SOURCE MATERIAL:
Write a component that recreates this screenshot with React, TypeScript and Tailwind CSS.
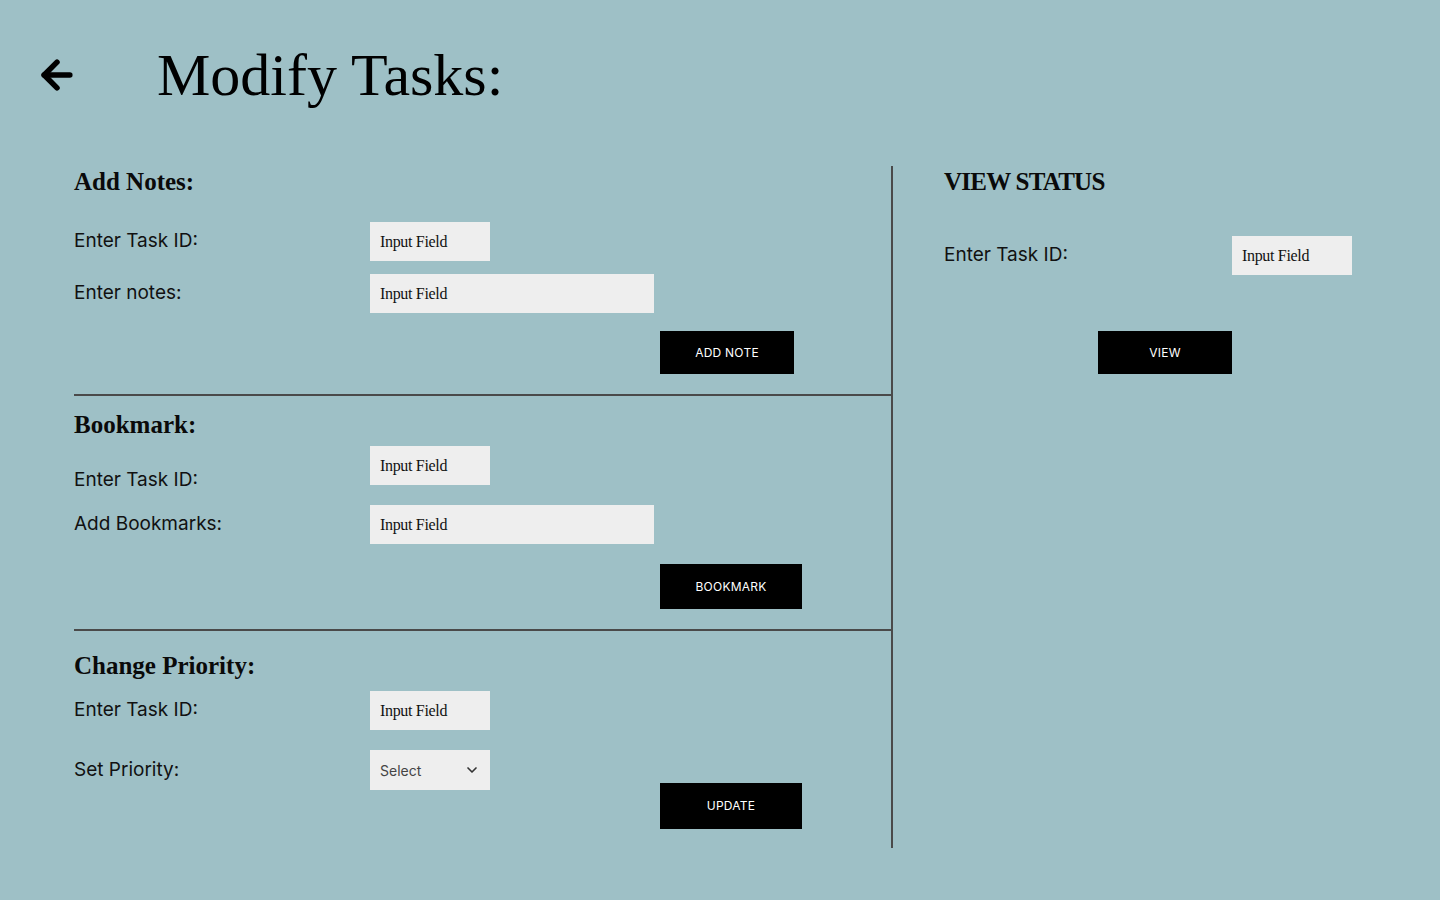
import { ArrowLeft, ChevronDown } from "lucide-react";

const serif = "font-['Liberation_Serif','Times_New_Roman',serif]";
const sans = "font-['Inter','Noto_Sans',sans-serif]";

const Label = ({ children, className = "" }: { children: React.ReactNode; className?: string }) => (
  <div className={`w-[296px] shrink-0 text-[19px] text-[#111] ${sans} ${className}`}>{children}</div>
);

const Field = ({ wide = false }: { wide?: boolean }) => (
  <input
    type="text"
    placeholder="Input Field"
    className={`${wide ? "w-[284px]" : "w-[120px]"} h-[39px] bg-[#eeeeee] px-[10px] text-[16px] tracking-[-0.02em] text-[#111] placeholder:text-[#111] outline-none ${serif}`}
  />
);

const Heading = ({ children, className = "" }: { children: React.ReactNode; className?: string }) => (
  <h2 className={`h-8 leading-8 text-[25px] font-bold text-[#0a0a0a] ${serif} ${className}`}>{children}</h2>
);

const ActionButton = ({ label, w, h }: { label: string; w: string; h: string }) => (
  <button className={`${w} ${h} bg-black text-white text-[12px] tracking-[0.02em] ${sans}`}>{label}</button>
);

export default function App() {
  return (
    <div className="min-h-[900px] w-full bg-[#9ec0c6] overflow-hidden">
      <header className="flex items-center pt-[45px] h-[105px]">
        <div className="w-[157px] pl-[35px] flex items-center">
          <ArrowLeft size={44} strokeWidth={3} className="text-black" />
        </div>
        <h1 className={`text-[60px] leading-[60px] text-black ${serif}`}>Modify Tasks:</h1>
      </header>

      <main className="flex mt-[61px]">
        <section className="w-[819px] ml-[74px] border-r-2 border-[#4a4a4a] h-[682px]">
          {/* notes */}
          <div className="border-b-2 border-[#4a4a4a] pb-[20px]">
            <Heading>Add Notes:</Heading>
            <div className="flex items-center mt-[24px]">
              <Label>Enter Task ID:</Label>
              <Field />
            </div>
            <div className="flex items-center mt-[13px]">
              <Label>Enter notes:</Label>
              <Field wide />
            </div>
            <div className="ml-[586px] mt-[18px]">
              <ActionButton label="ADD NOTE" w="w-[134px]" h="h-[43px]" />
            </div>
          </div>

          {/* bookmark */}
          <div className="border-b-2 border-[#4a4a4a] pt-[13px] pb-[20px]">
            <Heading>Bookmark:</Heading>
            <div className="flex items-start h-[39px] mt-[5px]">
              <Label className="pt-[20px]">Enter Task ID:</Label>
              <Field />
            </div>
            <div className="flex items-center mt-[20px]">
              <Label>Add Bookmarks:</Label>
              <Field wide />
            </div>
            <div className="ml-[586px] mt-[20px]">
              <ActionButton label="BOOKMARK" w="w-[142px]" h="h-[45px]" />
            </div>
          </div>

          {/* priority */}
          <div className="pt-[19px]">
            <Heading>Change Priority:</Heading>
            <div className="flex items-center mt-[9px]">
              <Label>Enter Task ID:</Label>
              <Field />
            </div>
            <div className="flex items-center mt-[20px]">
              <Label>Set Priority:</Label>
              <div className="relative w-[120px] h-[40px]">
                <select
                  defaultValue=""
                  className={`appearance-none w-full h-full bg-[#eeeeee] pl-[10px] text-[14px] text-[#444] outline-none ${sans}`}
                >
                  <option value="">Select</option>
                  <option>High</option>
                  <option>Medium</option>
                  <option>Low</option>
                </select>
                <ChevronDown size={16} strokeWidth={2.5} className="absolute right-[10px] top-[12px] text-[#333] pointer-events-none" />
              </div>
            </div>
            <div className="ml-[586px] mt-[-7px]">
              <ActionButton label="UPDATE" w="w-[142px]" h="h-[46px]" />
            </div>
          </div>
        </section>

        <section className="pl-[51px] w-[460px]">
          <Heading className="tracking-[-0.03em]">VIEW STATUS</Heading>
          <div className="flex items-center justify-between w-[408px] mt-[38px]">
            <div className={`text-[19px] text-[#111] ${sans}`}>Enter Task ID:</div>
            <Field />
          </div>
          <div className="ml-[154px] mt-[56px]">
            <ActionButton label="VIEW" w="w-[134px]" h="h-[43px]" />
          </div>
        </section>
      </main>
    </div>
  );
}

EXERCISE TASK: Print the listing above in full, exactly as written. Omit any pictures.

SOLUTION FOR THIS EXERCISE:
Write a component that recreates this screenshot with React, TypeScript and Tailwind CSS.
import { ArrowLeft, ChevronDown } from "lucide-react";

const serif = "font-['Liberation_Serif','Times_New_Roman',serif]";
const sans = "font-['Inter','Noto_Sans',sans-serif]";

const Label = ({ children, className = "" }: { children: React.ReactNode; className?: string }) => (
  <div className={`w-[296px] shrink-0 text-[19px] text-[#111] ${sans} ${className}`}>{children}</div>
);

const Field = ({ wide = false }: { wide?: boolean }) => (
  <input
    type="text"
    placeholder="Input Field"
    className={`${wide ? "w-[284px]" : "w-[120px]"} h-[39px] bg-[#eeeeee] px-[10px] text-[16px] tracking-[-0.02em] text-[#111] placeholder:text-[#111] outline-none ${serif}`}
  />
);

const Heading = ({ children, className = "" }: { children: React.ReactNode; className?: string }) => (
  <h2 className={`h-8 leading-8 text-[25px] font-bold text-[#0a0a0a] ${serif} ${className}`}>{children}</h2>
);

const ActionButton = ({ label, w, h }: { label: string; w: string; h: string }) => (
  <button className={`${w} ${h} bg-black text-white text-[12px] tracking-[0.02em] ${sans}`}>{label}</button>
);

export default function App() {
  return (
    <div className="min-h-[900px] w-full bg-[#9ec0c6] overflow-hidden">
      <header className="flex items-center pt-[45px] h-[105px]">
        <div className="w-[157px] pl-[35px] flex items-center">
          <ArrowLeft size={44} strokeWidth={3} className="text-black" />
        </div>
        <h1 className={`text-[60px] leading-[60px] text-black ${serif}`}>Modify Tasks:</h1>
      </header>

      <main className="flex mt-[61px]">
        <section className="w-[819px] ml-[74px] border-r-2 border-[#4a4a4a] h-[682px]">
          {/* notes */}
          <div className="border-b-2 border-[#4a4a4a] pb-[20px]">
            <Heading>Add Notes:</Heading>
            <div className="flex items-center mt-[24px]">
              <Label>Enter Task ID:</Label>
              <Field />
            </div>
            <div className="flex items-center mt-[13px]">
              <Label>Enter notes:</Label>
              <Field wide />
            </div>
            <div className="ml-[586px] mt-[18px]">
              <ActionButton label="ADD NOTE" w="w-[134px]" h="h-[43px]" />
            </div>
          </div>

          {/* bookmark */}
          <div className="border-b-2 border-[#4a4a4a] pt-[13px] pb-[20px]">
            <Heading>Bookmark:</Heading>
            <div className="flex items-start h-[39px] mt-[5px]">
              <Label className="pt-[20px]">Enter Task ID:</Label>
              <Field />
            </div>
            <div className="flex items-center mt-[20px]">
              <Label>Add Bookmarks:</Label>
              <Field wide />
            </div>
            <div className="ml-[586px] mt-[20px]">
              <ActionButton label="BOOKMARK" w="w-[142px]" h="h-[45px]" />
            </div>
          </div>

          {/* priority */}
          <div className="pt-[19px]">
            <Heading>Change Priority:</Heading>
            <div className="flex items-center mt-[9px]">
              <Label>Enter Task ID:</Label>
              <Field />
            </div>
            <div className="flex items-center mt-[20px]">
              <Label>Set Priority:</Label>
              <div className="relative w-[120px] h-[40px]">
                <select
                  defaultValue=""
                  className={`appearance-none w-full h-full bg-[#eeeeee] pl-[10px] text-[14px] text-[#444] outline-none ${sans}`}
                >
                  <option value="">Select</option>
                  <option>High</option>
                  <option>Medium</option>
                  <option>Low</option>
                </select>
                <ChevronDown size={16} strokeWidth={2.5} className="absolute right-[10px] top-[12px] text-[#333] pointer-events-none" />
              </div>
            </div>
            <div className="ml-[586px] mt-[-7px]">
              <ActionButton label="UPDATE" w="w-[142px]" h="h-[46px]" />
            </div>
          </div>
        </section>

        <section className="pl-[51px] w-[460px]">
          <Heading className="tracking-[-0.03em]">VIEW STATUS</Heading>
          <div className="flex items-center justify-between w-[408px] mt-[38px]">
            <div className={`text-[19px] text-[#111] ${sans}`}>Enter Task ID:</div>
            <Field />
          </div>
          <div className="ml-[154px] mt-[56px]">
            <ActionButton label="VIEW" w="w-[134px]" h="h-[43px]" />
          </div>
        </section>
      </main>
    </div>
  );
}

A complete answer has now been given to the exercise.